Waymark Code: WMGQXR
Location: British Columbia, Canada
Date Posted: 04/02/2013
Views: 7
The Mobius “infinity” form: Natural Language is a rotating 12-foot form made of cast stainless steel. The Mobius features letters and symbols derived from the World’s alphabets. An accompanying spiral bench completes the ensemble.
Both works were artistically accomplished by sculptors: Jennifer Macklem and Kip Jones in 1999.
The diversity of the letters and symbols used in the rotating Mobius form evokes consideration of and respect for different cultures. The inner and outer sides of the upright form “related to the internal/external nature of language – through language and text our internal thoughts, stories or ideas become part of the broader world, and they loop again back into someone’s subjective reading.”
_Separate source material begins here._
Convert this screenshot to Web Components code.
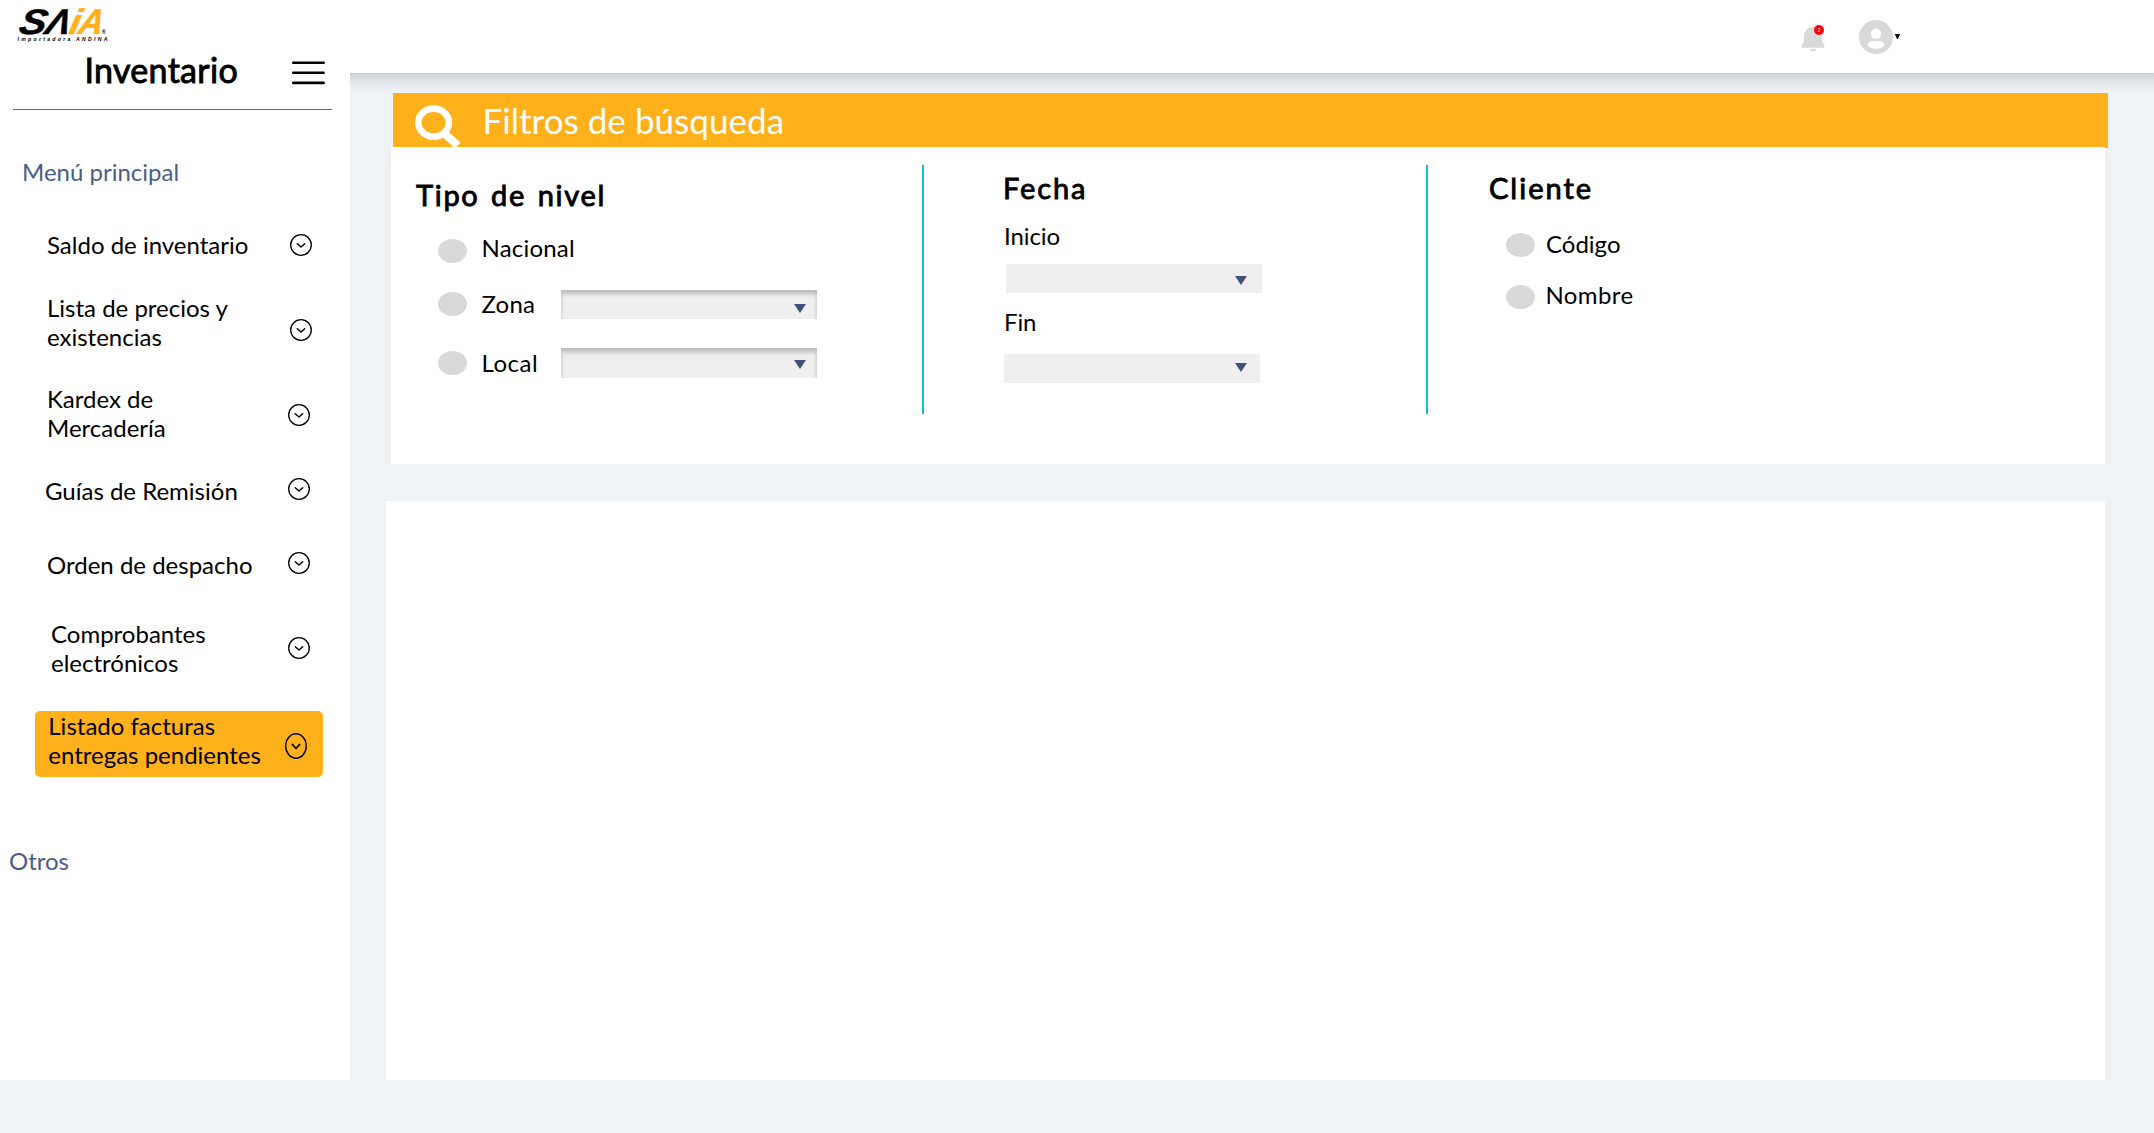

“Our public art proposal for the Kelowna Library was inspired from ideas concerning language and the connections between nature and culture that one discovers with a library.”
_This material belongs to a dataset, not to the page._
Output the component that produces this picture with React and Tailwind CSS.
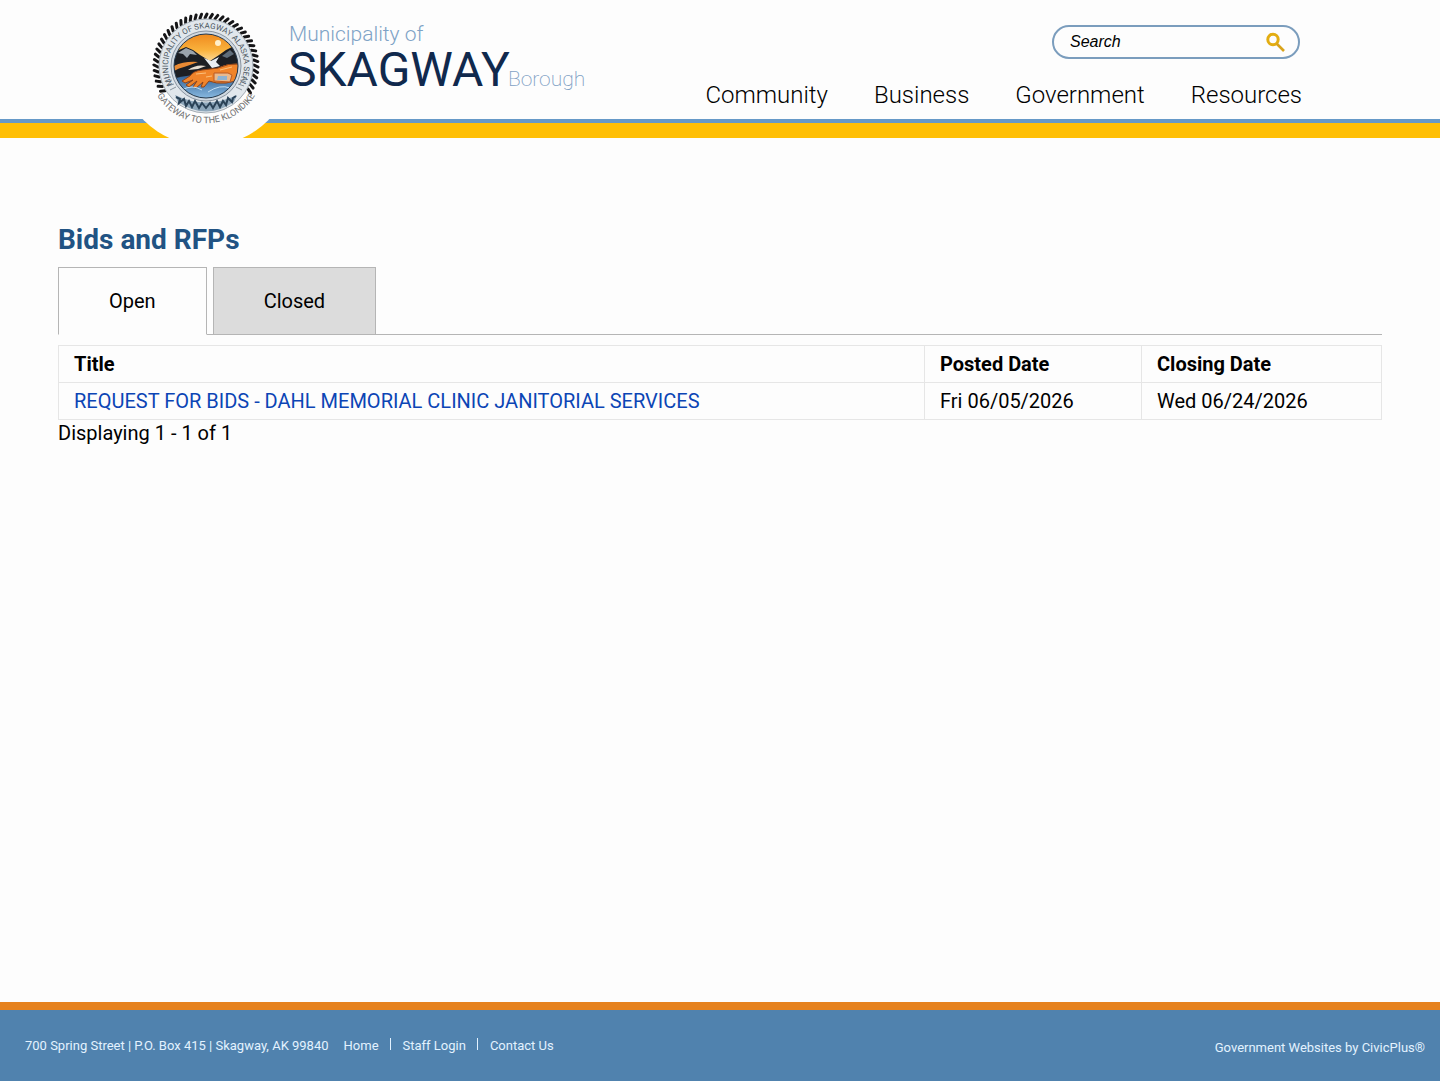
import React from 'react';

const navItems = ['Community', 'Business', 'Government', 'Resources'];

const footerLinks = ['Home', 'Staff Login', 'Contact Us'];

const bids = [
  {
    title: 'REQUEST FOR BIDS - DAHL MEMORIAL CLINIC JANITORIAL SERVICES',
    posted: 'Fri 06/05/2026',
    closing: 'Wed 06/24/2026',
  },
];

// Rope beads around the seal, open at the bottom for the motto
const beads = Array.from({ length: 41 }, (_, i) => -120 + i * 6);

const Seal = () => (
  <svg viewBox="0 0 140 138" className="relative z-10 h-[138px] w-[140px] shrink-0" role="img" aria-label="Skagway seal">
    <defs>
      <path id="seal-top" d="M42 92 A38 38 0 1 1 98 92" />
      <path id="seal-bottom" d="M22 97 A57 57 0 0 0 118 97" />
      <clipPath id="seal-scene">
        <circle cx="70" cy="66" r="32" />
      </clipPath>
      <linearGradient id="seal-sky" x1="0" y1="0" x2="0" y2="1">
        <stop offset="0" stopColor="#f08a1e" />
        <stop offset="0.25" stopColor="#f9b13c" />
        <stop offset="0.4" stopColor="#fdd58a" />
      </linearGradient>
      <linearGradient id="seal-water" x1="0" y1="0" x2="0" y2="1">
        <stop offset="0" stopColor="#2f5f94" />
        <stop offset="1" stopColor="#8fc0e6" />
      </linearGradient>
    </defs>
    <circle cx="70" cy="58" r="88" fill="#fdfdfd" />
    {beads.map((angle) => (
      <path
        key={angle}
        d="M69 18 L71 14"
        stroke="#161618"
        strokeWidth="3"
        strokeLinecap="round"
        transform={`rotate(${angle} 70 66)`}
      />
    ))}
    <circle cx="70" cy="66" r="47" fill="#e1e7ec" stroke="#a3acb4" strokeWidth="1" />
    <circle cx="70" cy="66" r="35" fill="#cfd8e0" stroke="#8994a0" strokeWidth="1" />
    <g clipPath="url(#seal-scene)">
      <rect x="38" y="34" width="64" height="64" fill="url(#seal-sky)" />
      <circle cx="82" cy="43" r="3" fill="#fff0cc" />
      <path d="M36 56 L43 50 L50 47 L57 50 L64 55 L74 61 L83 55 L90 50 L96 47 L104 54 V78 H36 Z" fill="#1c1f24" />
      <path d="M42 53 L50 48 L57 51 L61 55 L54 54 L51 58 L47 54 Z" fill="#9aa3ab" />
      <path d="M86 56 L94 50 L98 54 L91 58 Z" fill="#5f6d7a" />
      <path d="M68 58 L75 61 L83 57 L80 62 L84 66 L76 68 L72 63 Z" fill="#e9eef2" />
      <path d="M38 66 Q48 61 62 62 Q54 65 48 67 Q43 68 38 71 Z" fill="#e88a34" />
      <path d="M52 70 Q60 64 70 66 L62 69 Z" fill="#e6ddd0" />
      <path d="M36 79 Q58 72 104 76 V100 H36 Z" fill="url(#seal-water)" />
      <path d="M104 64 Q92 63 82 68 L66 70 Q57 71 54 76 L46 81 L49 83 L57 80 L50 85 L53 87 L61 81 L57 87 L60 88 L67 82 L65 87 L68 87 L73 81 Q80 84 90 83 L100 81 Z" fill="#f0842a" stroke="#8f4318" strokeWidth="1" />
      <path d="M78 73 H92 L96 75 L94 82 L78 81 Z" fill="#e9b98c" stroke="#bb5b23" strokeWidth="1" />
      <path d="M82 76 H91 V80 H81 Z" fill="#8fb2cf" />
      <path d="M60 74 L70 73 M70 77 L76 76 M84 70 L96 67" fill="none" stroke="#fbc07c" strokeWidth="1" />
      <path d="M46 90 Q56 84 66 90 M72 92 Q84 84 94 88" fill="none" stroke="#c4dff3" strokeWidth="1" />
    </g>
    <circle cx="70" cy="66" r="32" fill="none" stroke="#22384f" strokeWidth="1" />
    <path d="M39 95 Q70 110 101 95 L98 102 Q70 121 42 102 Z" fill="#8da6ba" />
    <path
      d="M40 97 l4 2 l-1 4 l5 -4 l2 7 l3 -5 l3 6 l3 -6 l4 7 l3 -5 l4 5 l4 -5 l3 5 l4 -7 l3 6 l3 -6 l3 4 l2 -7 l4 4 l1 -4 l3 -2"
      fill="none"
      stroke="#2a4257"
      strokeWidth="2"
    />
    <path d="M29 78 l6 -1 M30 82 l6 -2 M32 86 l6 -2 M34 90 l6 -3 M111 78 l-6 -1 M110 82 l-6 -2 M108 86 l-6 -2 M106 90 l-6 -3" stroke="#88939c" strokeWidth="1" />
    <text fontSize="8" fill="#4d5862">
      <textPath href="#seal-top" startOffset="50%" textAnchor="middle">MUNICIPALITY OF SKAGWAY ALASKA SEAL</textPath>
    </text>
    <text fontSize="9" fill="#6f6f6f">
      <textPath href="#seal-bottom" startOffset="50%" textAnchor="middle">GATEWAY TO THE KLONDIKE</textPath>
    </text>
  </svg>
);

const SearchIcon = () => (
  <svg viewBox="0 0 20 20" className="h-5 w-5" fill="none" aria-hidden="true">
    <circle cx="7" cy="7.5" r="5.2" stroke="#e3ad12" strokeWidth="3" />
    <path d="M10.5 11.5 L18 19" stroke="#d9a31a" strokeWidth="2.6" />
  </svg>
);

const Header = () => (
  <header>
    <div className="flex h-[119px] items-start justify-between pr-[138px] pl-[136px]">
      <a href="#" className="flex items-start">
        <Seal />
        <span className="block pt-5 pl-3">
          <span className="block pl-px text-[21px] leading-7 font-light text-[#7fa3c6]">Municipality of</span>
          <span className="flex items-baseline leading-11">
            <span className="text-5xl leading-11 text-[#10294d]">SKAGWAY</span>
            <span className="-ml-0.5 text-[21px] font-extralight text-[#7fa0c4]">Borough</span>
          </span>
        </span>
      </a>
      <div className="flex flex-col items-end pt-[25px]">
        <form className="mr-0.5 flex h-[34px] w-[248px] items-center rounded-full border-2 border-[#7b9dbd] pr-3 pl-4">
          <input
            type="text"
            aria-label="Search"
            placeholder="Search"
            className="min-w-0 flex-1 font-['Liberation_Sans',sans-serif] text-base text-black italic outline-none placeholder:text-black"
          />
          <button type="submit" aria-label="Submit search">
            <SearchIcon />
          </button>
        </form>
        <nav className="flex gap-[46px] pt-5">
          {navItems.map((item) => (
            <a key={item} href="#" className="text-2xl leading-8 font-light text-black">
              {item}
            </a>
          ))}
        </nav>
      </div>
    </div>
    <div className="h-1 bg-[#6699c8]" />
    <div className="h-[15px] bg-[#ffbf05]" />
  </header>
);

const BidsTable = () => (
  <table className="mt-2.5 w-full border-collapse text-left text-xl leading-9">
    <thead>
      <tr>
        <th className="border border-[#e6e6e6] px-[15px] font-bold">Title</th>
        <th className="w-[217px] border border-[#e6e6e6] px-[15px] font-bold">Posted Date</th>
        <th className="w-[240px] border border-[#e6e6e6] px-[15px] font-bold">Closing Date</th>
      </tr>
    </thead>
    <tbody>
      {bids.map((bid) => (
        <tr key={bid.title}>
          <td className="border border-[#e6e6e6] px-[15px]">
            <a href="#" className="text-[#0c45b5]">{bid.title}</a>
          </td>
          <td className="border border-[#e6e6e6] px-[15px]">{bid.posted}</td>
          <td className="border border-[#e6e6e6] px-[15px]">{bid.closing}</td>
        </tr>
      ))}
    </tbody>
  </table>
);

const Footer = () => (
  <footer className="flex h-[79px] items-center justify-between border-t-8 border-[#e6821e] bg-[#5082ae] pr-[15px] pl-[25px] text-[13px] leading-5 text-[#e3f2ff]">
    <div className="flex items-center gap-[15px]">
      <span>700 Spring Street | P.O. Box 415 | Skagway, AK 99840</span>
      <ul className="flex items-center">
        {footerLinks.map((link, index) => (
          <li key={link} className={index > 0 ? 'flex items-center' : ''}>
            {index > 0 && <span className="mr-3 mb-1 ml-[11px] h-3 w-px bg-[#e3f2ff]" />}
            <a href="#">{link}</a>
          </li>
        ))}
      </ul>
    </div>
    <a href="#" className="pt-1">Government Websites by CivicPlus®</a>
  </footer>
);

const App = () => (
  <div className="flex min-h-screen flex-col bg-[#fdfdfd] font-['Roboto',sans-serif] text-black">
    <Header />
    <main className="flex-1 px-[58px] pt-[84px]">
      <h1 className="text-[28px] leading-9 font-bold text-[#215383]">Bids and RFPs</h1>

      {/* Tabs */}
      <div className="mt-[9px] flex gap-1.5 border-b border-[#b5b5b5] text-xl" role="tablist">
        <button type="button" role="tab" aria-selected="true" className="-mb-px h-[68px] border border-[#b5b5b5] border-b-[#fdfdfd] bg-[#fdfdfd] px-[50px]">
          Open
        </button>
        <button type="button" role="tab" aria-selected="false" className="h-[67px] border border-b-0 border-[#b5b5b5] bg-[#dcdcdc] px-[50px]">
          Closed
        </button>
      </div>

      <BidsTable />
      <p className="text-xl leading-[26px]">Displaying 1 - 1 of 1</p>
    </main>
    <Footer />
  </div>
);

export default App;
Quotes are credited to Sculptors: Macklem and Jones.
Construction of these two sculptures required almost a year of artistic effort utilizing the “lost wax” method. The process consists of moulding wax into a desired shape, casting and firing it in ceramic whereby the wax is “lost”, then pouring molten stainless steel into the ceramic mould to complete the initial fabrication.
This initial casting phase is followed by laborious grinding, detailing and polishing to create the highly reflective, smooth surface.
The $35,000 commission was completed and installed in the spring of 2000 at the Library Plaza.
Möbius Strip: A noun used in Geometry
Defination: a continuous, one-sided surface formed by twisting one end of a rectangular strip through 180° about the longitudinal axis of the strip and attaching this end to the other.
Also called Möbius band.
Origin:
1900 – 1905: named after A. F. Möbius
(a picture is worth a 1000 words as seen in this case...)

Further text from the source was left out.